◆ Material provided:
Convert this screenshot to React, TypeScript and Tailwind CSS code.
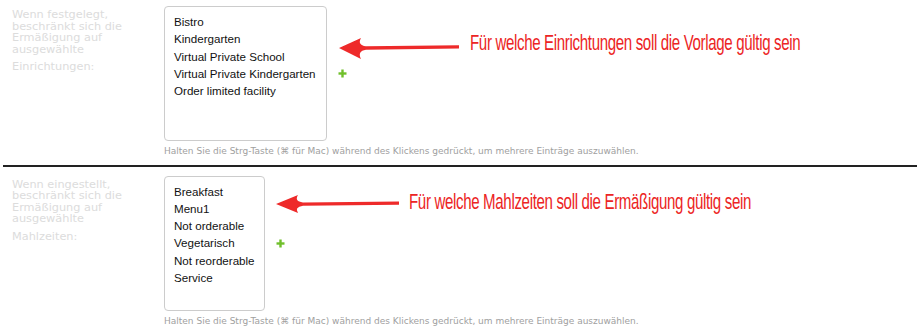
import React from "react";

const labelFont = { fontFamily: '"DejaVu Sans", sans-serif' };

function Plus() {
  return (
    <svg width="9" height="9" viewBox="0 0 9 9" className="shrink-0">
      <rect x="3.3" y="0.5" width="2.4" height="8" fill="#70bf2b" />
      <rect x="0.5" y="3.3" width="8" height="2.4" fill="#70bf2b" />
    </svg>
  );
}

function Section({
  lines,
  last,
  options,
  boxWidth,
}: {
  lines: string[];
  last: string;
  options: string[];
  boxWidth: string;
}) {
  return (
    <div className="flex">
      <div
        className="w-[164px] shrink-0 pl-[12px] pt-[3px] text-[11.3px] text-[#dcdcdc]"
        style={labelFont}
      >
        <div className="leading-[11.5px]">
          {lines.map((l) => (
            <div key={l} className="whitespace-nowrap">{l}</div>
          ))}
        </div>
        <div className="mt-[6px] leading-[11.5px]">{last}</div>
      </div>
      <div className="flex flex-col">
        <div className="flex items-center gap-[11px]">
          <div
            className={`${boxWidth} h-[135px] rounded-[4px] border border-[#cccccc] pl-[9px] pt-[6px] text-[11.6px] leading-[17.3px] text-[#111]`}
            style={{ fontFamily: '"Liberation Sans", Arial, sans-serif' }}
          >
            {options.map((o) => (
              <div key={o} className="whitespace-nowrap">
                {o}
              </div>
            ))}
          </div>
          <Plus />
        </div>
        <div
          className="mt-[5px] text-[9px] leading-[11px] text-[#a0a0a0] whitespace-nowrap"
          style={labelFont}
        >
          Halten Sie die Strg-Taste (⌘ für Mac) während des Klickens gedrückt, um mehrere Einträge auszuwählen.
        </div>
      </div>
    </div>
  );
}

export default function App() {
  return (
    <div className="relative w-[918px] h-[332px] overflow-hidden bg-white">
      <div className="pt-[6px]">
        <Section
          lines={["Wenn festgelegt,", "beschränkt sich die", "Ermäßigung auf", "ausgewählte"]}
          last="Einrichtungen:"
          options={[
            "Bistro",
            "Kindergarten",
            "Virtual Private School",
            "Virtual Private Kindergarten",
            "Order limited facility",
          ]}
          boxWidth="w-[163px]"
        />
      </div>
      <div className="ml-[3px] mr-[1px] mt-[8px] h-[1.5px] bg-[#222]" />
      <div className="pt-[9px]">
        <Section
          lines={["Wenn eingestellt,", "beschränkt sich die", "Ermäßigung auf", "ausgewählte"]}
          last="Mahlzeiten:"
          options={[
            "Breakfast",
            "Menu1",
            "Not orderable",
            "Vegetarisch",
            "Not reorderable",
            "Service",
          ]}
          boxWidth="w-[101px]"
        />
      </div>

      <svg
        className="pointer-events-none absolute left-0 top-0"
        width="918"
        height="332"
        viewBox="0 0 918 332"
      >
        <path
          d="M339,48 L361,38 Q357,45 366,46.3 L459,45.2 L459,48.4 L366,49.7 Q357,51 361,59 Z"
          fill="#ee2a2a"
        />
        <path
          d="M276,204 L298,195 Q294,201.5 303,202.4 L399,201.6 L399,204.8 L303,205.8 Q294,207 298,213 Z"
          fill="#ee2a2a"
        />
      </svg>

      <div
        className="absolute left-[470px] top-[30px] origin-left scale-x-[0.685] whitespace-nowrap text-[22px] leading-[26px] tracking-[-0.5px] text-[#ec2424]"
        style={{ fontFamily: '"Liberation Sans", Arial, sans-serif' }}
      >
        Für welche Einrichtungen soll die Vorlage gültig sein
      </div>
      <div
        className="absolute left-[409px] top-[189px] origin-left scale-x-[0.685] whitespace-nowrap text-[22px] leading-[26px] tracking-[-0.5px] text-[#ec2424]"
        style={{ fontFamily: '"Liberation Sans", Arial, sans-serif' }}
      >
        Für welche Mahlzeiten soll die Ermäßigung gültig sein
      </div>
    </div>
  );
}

◆ Exercise directions: Ignore the images and quote every line of the listing exactly.

◆ Written reply:
Convert this screenshot to React, TypeScript and Tailwind CSS code.
import React from "react";

const labelFont = { fontFamily: '"DejaVu Sans", sans-serif' };

function Plus() {
  return (
    <svg width="9" height="9" viewBox="0 0 9 9" className="shrink-0">
      <rect x="3.3" y="0.5" width="2.4" height="8" fill="#70bf2b" />
      <rect x="0.5" y="3.3" width="8" height="2.4" fill="#70bf2b" />
    </svg>
  );
}

function Section({
  lines,
  last,
  options,
  boxWidth,
}: {
  lines: string[];
  last: string;
  options: string[];
  boxWidth: string;
}) {
  return (
    <div className="flex">
      <div
        className="w-[164px] shrink-0 pl-[12px] pt-[3px] text-[11.3px] text-[#dcdcdc]"
        style={labelFont}
      >
        <div className="leading-[11.5px]">
          {lines.map((l) => (
            <div key={l} className="whitespace-nowrap">{l}</div>
          ))}
        </div>
        <div className="mt-[6px] leading-[11.5px]">{last}</div>
      </div>
      <div className="flex flex-col">
        <div className="flex items-center gap-[11px]">
          <div
            className={`${boxWidth} h-[135px] rounded-[4px] border border-[#cccccc] pl-[9px] pt-[6px] text-[11.6px] leading-[17.3px] text-[#111]`}
            style={{ fontFamily: '"Liberation Sans", Arial, sans-serif' }}
          >
            {options.map((o) => (
              <div key={o} className="whitespace-nowrap">
                {o}
              </div>
            ))}
          </div>
          <Plus />
        </div>
        <div
          className="mt-[5px] text-[9px] leading-[11px] text-[#a0a0a0] whitespace-nowrap"
          style={labelFont}
        >
          Halten Sie die Strg-Taste (⌘ für Mac) während des Klickens gedrückt, um mehrere Einträge auszuwählen.
        </div>
      </div>
    </div>
  );
}

export default function App() {
  return (
    <div className="relative w-[918px] h-[332px] overflow-hidden bg-white">
      <div className="pt-[6px]">
        <Section
          lines={["Wenn festgelegt,", "beschränkt sich die", "Ermäßigung auf", "ausgewählte"]}
          last="Einrichtungen:"
          options={[
            "Bistro",
            "Kindergarten",
            "Virtual Private School",
            "Virtual Private Kindergarten",
            "Order limited facility",
          ]}
          boxWidth="w-[163px]"
        />
      </div>
      <div className="ml-[3px] mr-[1px] mt-[8px] h-[1.5px] bg-[#222]" />
      <div className="pt-[9px]">
        <Section
          lines={["Wenn eingestellt,", "beschränkt sich die", "Ermäßigung auf", "ausgewählte"]}
          last="Mahlzeiten:"
          options={[
            "Breakfast",
            "Menu1",
            "Not orderable",
            "Vegetarisch",
            "Not reorderable",
            "Service",
          ]}
          boxWidth="w-[101px]"
        />
      </div>

      <svg
        className="pointer-events-none absolute left-0 top-0"
        width="918"
        height="332"
        viewBox="0 0 918 332"
      >
        <path
          d="M339,48 L361,38 Q357,45 366,46.3 L459,45.2 L459,48.4 L366,49.7 Q357,51 361,59 Z"
          fill="#ee2a2a"
        />
        <path
          d="M276,204 L298,195 Q294,201.5 303,202.4 L399,201.6 L399,204.8 L303,205.8 Q294,207 298,213 Z"
          fill="#ee2a2a"
        />
      </svg>

      <div
        className="absolute left-[470px] top-[30px] origin-left scale-x-[0.685] whitespace-nowrap text-[22px] leading-[26px] tracking-[-0.5px] text-[#ec2424]"
        style={{ fontFamily: '"Liberation Sans", Arial, sans-serif' }}
      >
        Für welche Einrichtungen soll die Vorlage gültig sein
      </div>
      <div
        className="absolute left-[409px] top-[189px] origin-left scale-x-[0.685] whitespace-nowrap text-[22px] leading-[26px] tracking-[-0.5px] text-[#ec2424]"
        style={{ fontFamily: '"Liberation Sans", Arial, sans-serif' }}
      >
        Für welche Mahlzeiten soll die Ermäßigung gültig sein
      </div>
    </div>
  );
}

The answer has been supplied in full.